Au centre de cette formulation : le rapport eau/ciment, dont dépend à la fois la résistance et la maniabilité du béton. «Trop d’eau, et le béton perd en résistance. Pas assez, et il devient ingérable», résume Martin. Trouver l’équilibre est un art délicat. 

Tester, observer, ajuster : le béton sous contrôle

Chaque formulation est soumise à une batterie de tests en laboratoire, puis sur le terrain. «Le test d’air occlus est particulièrement important», ajoute Martin. «Il permet d’anticiper la résistance du béton contenant des Anthropocite® aux cycles de gel/dégel, un critère crucial pour sa durabilité.» 
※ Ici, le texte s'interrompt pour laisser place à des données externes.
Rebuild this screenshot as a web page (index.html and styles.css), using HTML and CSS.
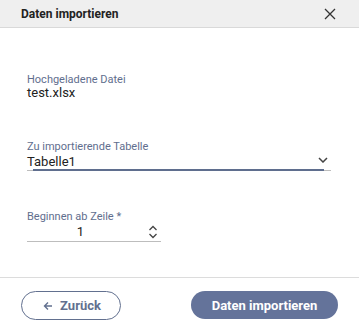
FILE: index.html
```html
<!DOCTYPE html>
<html lang="de">
<head>
    <meta charset="UTF-8">
    <meta name="viewport" content="width=device-width, initial-scale=1.0">
    <title>Daten importieren</title>
    <link rel="stylesheet" href="styles.css">
</head>
<body>
    <div class="dialog">
        <div class="dialog-header">
            <span class="dialog-title">Daten importieren</span>
            <svg class="close-icon" width="12" height="12" viewBox="0 0 12 12">
                <path d="M1 1 L11 11 M11 1 L1 11" stroke="#333" stroke-width="1.3" fill="none"/>
            </svg>
        </div>

        <div class="dialog-content">
            <div class="field field-file">
                <div class="field-label">Hochgeladene Datei</div>
                <div class="field-value">test.xlsx</div>
            </div>

            <div class="field field-select">
                <div class="field-label">Zu importierende Tabelle</div>
                <div class="select">
                    <span class="field-value">Tabelle1</span>
                    <svg class="chevron" width="10" height="6" viewBox="0 0 10 6">
                        <path d="M1 1 L5 5 L9 1" stroke="#444" stroke-width="1.5" fill="none"/>
                    </svg>
                </div>
            </div>

            <div class="field field-number">
                <div class="field-label">Beginnen ab Zeile *</div>
                <div class="number">
                    <span class="field-value number-value">1</span>
                    <svg class="spin" width="10" height="14" viewBox="0 0 10 14">
                        <path d="M1.5 5 L5 1.5 L8.5 5 M1.5 9 L5 12.5 L8.5 9" stroke="#444" stroke-width="1.3" fill="none"/>
                    </svg>
                </div>
            </div>
        </div>

        <div class="dialog-footer">
            <button class="btn btn-outline">
                <svg width="10" height="10" viewBox="0 0 10 10">
                    <path d="M9 5 H1.5 M5 1.5 L1.5 5 L5 8.5" stroke="#62708f" stroke-width="1.4" fill="none"/>
                </svg>
                Zurück
            </button>
            <button class="btn btn-primary">Daten importieren</button>
        </div>
    </div>
</body>
</html>
```

FILE: styles.css
```css
body {
    margin: 0;
    font-family: Roboto, "Liberation Sans", sans-serif;
    background: #fff;
    color: #222;
}
.dialog {
    width: 359px;
    height: 336px;
}
.dialog-header {
    height: 27px;
    background: #efefef;
    border-bottom: 1px solid #d9d9d9;
    display: flex;
    align-items: center;
    justify-content: space-between;
    padding: 0 23px 0 21px;
}
.dialog-title {
    font-size: 12px;
    font-weight: 700;
    color: #222;
}
.close-icon {
    display: block;
}
.dialog-content {
    height: 250px;
    box-sizing: border-box;
    padding: 46px 28px 0 27px;
    border-bottom: 1px solid #dcdcdc;
}
.field-label {
    font-size: 11px;
    line-height: 12px;
    color: #5f6e8e;
}
.field-value {
    font-size: 13px;
    line-height: 14px;
    color: #222;
}
.field-select {
    margin-top: 41px;
}
.select {
    position: relative;
    display: flex;
    align-items: center;
    justify-content: space-between;
    padding: 2px 3px 1px 0;
    border-bottom: 1px solid #bdbdbd;
}
.select::after {
    content: "";
    position: absolute;
    left: 6px;
    right: 7px;
    bottom: -1px;
    height: 2px;
    background: #5f6e8e;
}
.chevron {
    display: block;
    margin-top: -4px;
}
.field-number {
    margin-top: 40px;
    width: 134px;
}
.number {
    display: flex;
    align-items: center;
    padding: 2px 3px 2px 0;
    border-bottom: 1px solid #bdbdbd;
}
.number-value {
    flex: 1;
    text-align: center;
    padding-right: 14px;
}
.spin {
    display: block;
}
.dialog-footer {
    display: flex;
    justify-content: space-between;
    padding: 13px 21px 0 21px;
}
.btn {
    height: 29px;
    border-radius: 15px;
    font-family: Roboto, "Liberation Sans", sans-serif;
    font-size: 13px;
    font-weight: 700;
    display: flex;
    align-items: center;
    justify-content: center;
    gap: 7px;
    cursor: pointer;
}
.btn-outline {
    width: 100px;
    background: #fff;
    border: 1px solid #62708f;
    color: #62708f;
    padding: 0 0 0 2px;
}
.btn-primary {
    width: 147px;
    height: 28px;
    background: #64739a;
    border: none;
    color: #fff;
}
```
Rien ne remplace les essais in situ, sur des chantiers pilotes. «Cela nous permet d’observer le comportement réel du béton», souligne Martin. «Comment il se place, comment il réagit aux conditions météo, s’il y a des signes de ségrégation*… Ce sont des éléments qu’on ne peut pas toujours anticiper en laboratoire.» Ces retours terrain sont essentiels pour finaliser une formulation avant son passage à l’échelle.
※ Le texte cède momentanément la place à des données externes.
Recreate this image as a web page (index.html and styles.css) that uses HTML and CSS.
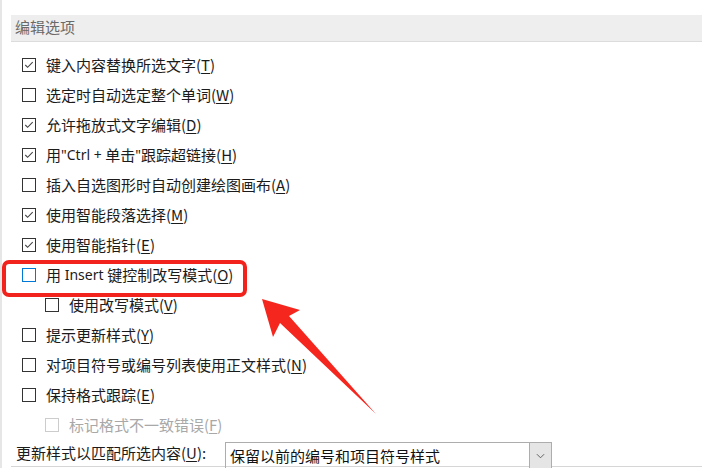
FILE: index.html
```html
<!DOCTYPE html>
<html lang="zh-CN">
<head>
    <meta charset="UTF-8">
    <title>编辑选项</title>
    <link rel="stylesheet" href="styles.css">
</head>
<body>
    <div class="page">
        <!-- Section header -->
        <div class="section-title">编辑选项</div>

        <!-- Options list -->
        <div class="options">
            <label class="option"><span class="box checked"><svg viewBox="0 0 13 13"><polyline points="2.5,6.5 5,9 10.5,3.5"/></svg></span>键入内容替换所选文字(<u>T</u>)</label>
            <label class="option"><span class="box"></span>选定时自动选定整个单词(<u>W</u>)</label>
            <label class="option"><span class="box checked"><svg viewBox="0 0 13 13"><polyline points="2.5,6.5 5,9 10.5,3.5"/></svg></span>允许拖放式文字编辑(<u>D</u>)</label>
            <label class="option"><span class="box checked"><svg viewBox="0 0 13 13"><polyline points="2.5,6.5 5,9 10.5,3.5"/></svg></span>用<span class="latin">"Ctrl + </span>单击<span class="latin">"</span>跟踪超链接(<u>H</u>)</label>
            <label class="option"><span class="box"></span>插入自选图形时自动创建绘图画布(<u>A</u>)</label>
            <label class="option"><span class="box checked"><svg viewBox="0 0 13 13"><polyline points="2.5,6.5 5,9 10.5,3.5"/></svg></span>使用智能段落选择(<u>M</u>)</label>
            <label class="option"><span class="box checked"><svg viewBox="0 0 13 13"><polyline points="2.5,6.5 5,9 10.5,3.5"/></svg></span>使用智能指针(<u>E</u>)</label>
            <label class="option"><span class="box focus"></span>用<span class="latin">&nbsp;Insert&nbsp;</span>键控制改写模式(<u>O</u>)</label>
            <label class="option sub"><span class="box"></span>使用改写模式(<u>V</u>)</label>
            <label class="option"><span class="box"></span>提示更新样式(<u>Y</u>)</label>
            <label class="option"><span class="box"></span>对项目符号或编号列表使用正文样式(<u>N</u>)</label>
            <label class="option"><span class="box"></span>保持格式跟踪(<u>E</u>)</label>
            <label class="option sub disabled"><span class="box"></span>标记格式不一致错误(<u>F</u>)</label>
        </div>

        <!-- Style update dropdown -->
        <div class="select-row">
            <span class="select-label">更新样式以匹配所选内容(<u>U</u>):</span>
            <div class="select">
                <span class="select-value">保留以前的编号和项目符号样式</span>
                <span class="select-btn"><svg viewBox="0 0 10 6"><polyline points="1,1 5,5 9,1"/></svg></span>
            </div>
        </div>

        <!-- Annotation: highlight box and arrow -->
        <svg class="annotation" width="702" height="468" viewBox="0 0 702 468">
            <rect x="4" y="262" width="241" height="33" rx="5" ry="5" fill="none" stroke="#f2231c" stroke-width="4"/>
            <polygon points="262,299 300,310 289,316 376,414 280,323 273,337" fill="#f5261d"/>
        </svg>
    </div>
</body>
</html>
```

FILE: styles.css
```css
/* Base page */
body {
    margin: 0;
    font-family: "Noto Sans CJK SC", "Noto Sans", sans-serif;
    font-size: 15px;
    color: #1b1b1b;
    background-color: white;
}

.page {
    position: relative;
    width: 702px;
    height: 468px;
    overflow: hidden;
    padding-left: 9px;
    box-sizing: border-box;
    border-left: 2px solid #e6e6e6;
}

/* Latin runs use a narrower face, like the dialog font */
.latin {
    font-family: "Noto Sans", sans-serif;
    font-size: 14px;
}

/* Section header band */
.section-title {
    margin-top: 15px;
    height: 27px;
    line-height: 24px;
    padding-left: 4px;
    box-sizing: border-box;
    background-color: #eeeeee;
    border-bottom: 1px solid #dcdcdc;
    color: #6a6a6a;
}

/* Checkbox rows */
.options {
    margin-top: 7px;
    padding-left: 11px;
}

.option {
    display: flex;
    align-items: center;
    height: 30px;
    white-space: pre;
}

.option.sub {
    padding-left: 23px;
}

.option.disabled {
    color: #a8a8a8;
}

.box {
    width: 14px;
    height: 14px;
    border: 1px solid #333;
    box-sizing: border-box;
    margin-right: 10px;
    margin-top: 1px;
    flex: none;
    background-color: white;
}

.box svg {
    display: block;
    width: 12px;
    height: 12px;
    fill: none;
    stroke: #444;
    stroke-width: 1.2;
}

.box.focus {
    border-color: #0078d7;
}

.option.disabled .box {
    border-color: #cccccc;
}

u {
    text-decoration-thickness: 1px;
    text-underline-offset: 2px;
}

/* Dropdown row */
.select-row {
    display: flex;
    align-items: center;
    height: 27px;
    padding-left: 5px;
    border-bottom: 1px solid #d6d6d6;
}

.select-label {
    width: 209px;
}

.select {
    display: flex;
    align-items: center;
    width: 327px;
    height: 26px;
    border: 1px solid #adadad;
    border-bottom: none;
    box-sizing: border-box;
    margin-top: 3px;
    align-self: flex-start;
}

.select-value {
    flex: 1;
    padding-left: 4px;
    color: #111;
}

.select-btn {
    width: 21px;
    height: 100%;
    background-color: #e5e5e5;
    border-left: 1px solid #adadad;
    display: flex;
    align-items: center;
    justify-content: center;
}

.select-btn svg {
    width: 9px;
    height: 6px;
    fill: none;
    stroke: #555;
    stroke-width: 1;
}

/* Annotation overlay */
.annotation {
    position: absolute;
    left: -2px;
    top: 0;
    pointer-events: none;
}
```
* La ségrégation du béton désigne un défaut de mise en œuvre qui se manifeste par la séparation des différents constituants du béton frais, principalement les gros granulats (cailloux) et la pâte cimentaire (mélange de ciment, eau et fines). 

Coulage : l’épreuve de vérité

Le moment du coulage vient sceller tous les choix techniques. Et c’est aussi celui où les conditions réelles (pluie, chaleur, vent) peuvent remettre en question les équilibres trouvés en amont. 

«C’est là qu’on voit si tous les choix faits en laboratoire ont été les bons», affirme Martin. La qualité des granulats devient alors décisive. «Leur granulométrie, leur forme, leur propreté… Tout influence la fluidité du béton, sa compacité, et donc sa résistance finale.» Un granulat bien calibré permet d’éviter la ségrégation, assure une bonne répartition du ciment et garantit une finition durable. 

Un béton décarboné

Loin d’être un simple substitut, l’Anthropocite® incarne une nouvelle approche de la fabrication du béton, décarboné, sans compromis sur la qualité, dans le cadre de ses usages. 

Et la démarche ne s’arrête pas là. «Nous explorons encore de nouvelles sources de déchets et étudions l’emploi de nos granulats dans le béton structurel», conclut Martin. «Cela demandera d’autres tests, d’autres ajustements. Mais c’est le cœur même de notre mission : faire progresser le béton vers un avenir plus résilient !» 

Perspectives

La décarbonation du béton est un défi majeur pour l’ensemble du secteur de la construction. Sa production, fortement dépendante du ciment, implique des procédés industriels difficiles à décarboner et une demande qui ne cesse de croître à l’échelle mondiale. L’ampleur de l’enjeu nécessite une mobilisation collective de l’ensemble de la filière et des solutions complémentaires. Néolithe ne pourra, à elle seule, transformer en profondeur l’industrie du béton.